▸ DATA PROVIDED:
_ _ _ _ _

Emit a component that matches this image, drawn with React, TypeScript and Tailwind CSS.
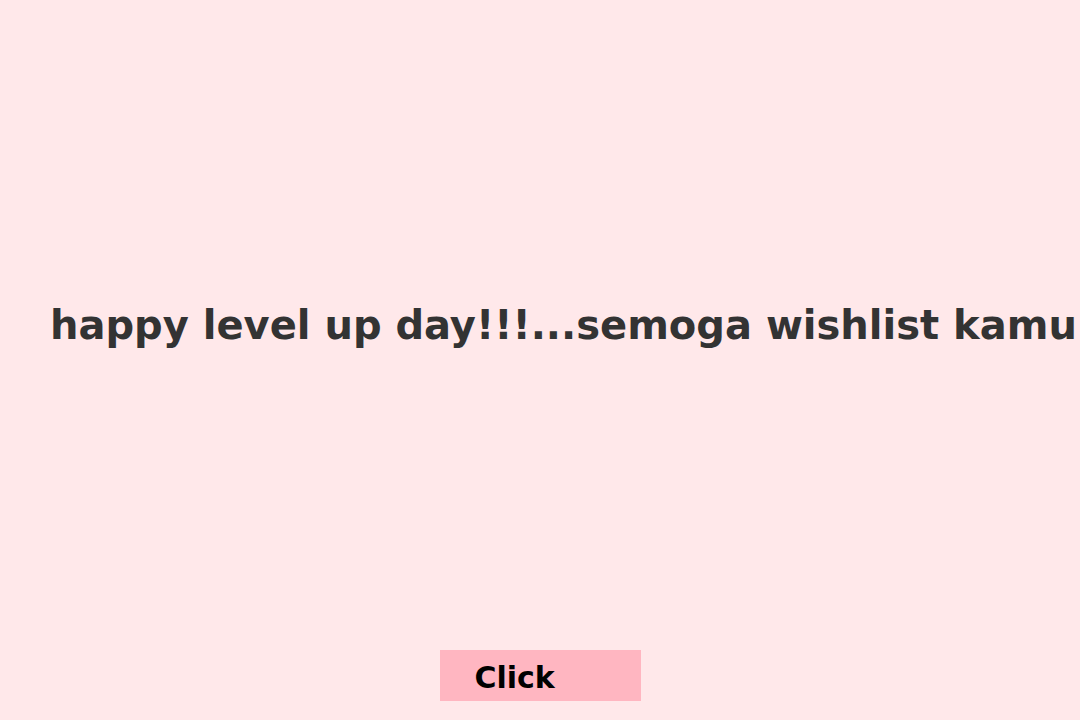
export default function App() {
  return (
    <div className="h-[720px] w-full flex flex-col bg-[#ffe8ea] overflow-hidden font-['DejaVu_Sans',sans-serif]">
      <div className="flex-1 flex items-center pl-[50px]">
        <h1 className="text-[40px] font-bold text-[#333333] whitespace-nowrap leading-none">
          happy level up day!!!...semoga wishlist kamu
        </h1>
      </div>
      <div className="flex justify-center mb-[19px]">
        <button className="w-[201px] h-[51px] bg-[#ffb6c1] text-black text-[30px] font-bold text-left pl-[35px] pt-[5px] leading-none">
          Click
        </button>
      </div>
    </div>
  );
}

_ _ _ _ _

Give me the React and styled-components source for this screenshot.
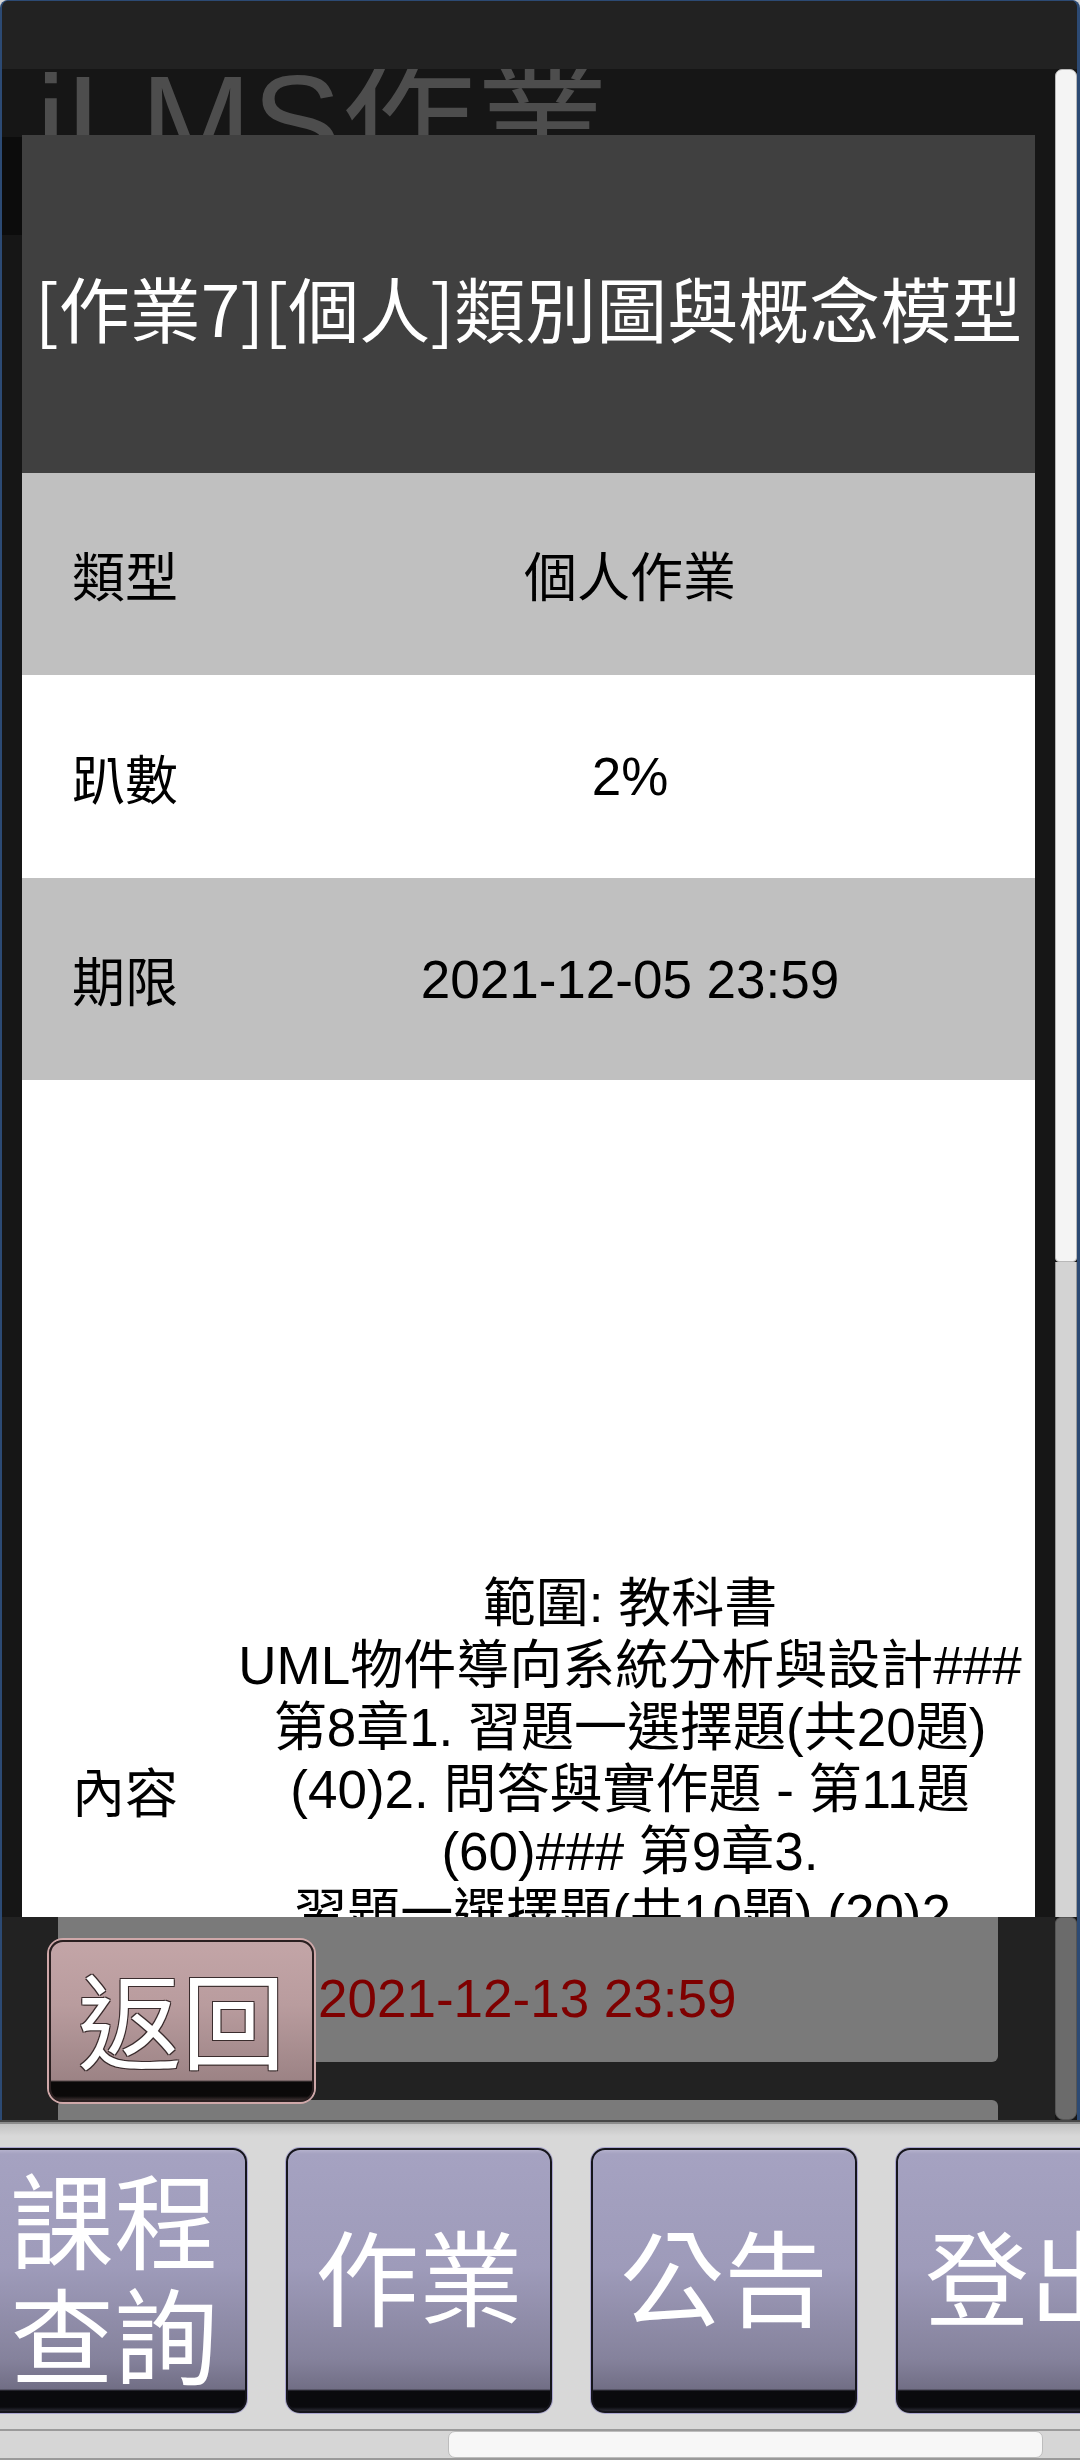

_ _ _ _ _

▸ PROBLEM TO SOLVE: Across the records, how many lines contain "React"? Only the number should be given.

▸ OUTPUT OF THE EXERCISE: 2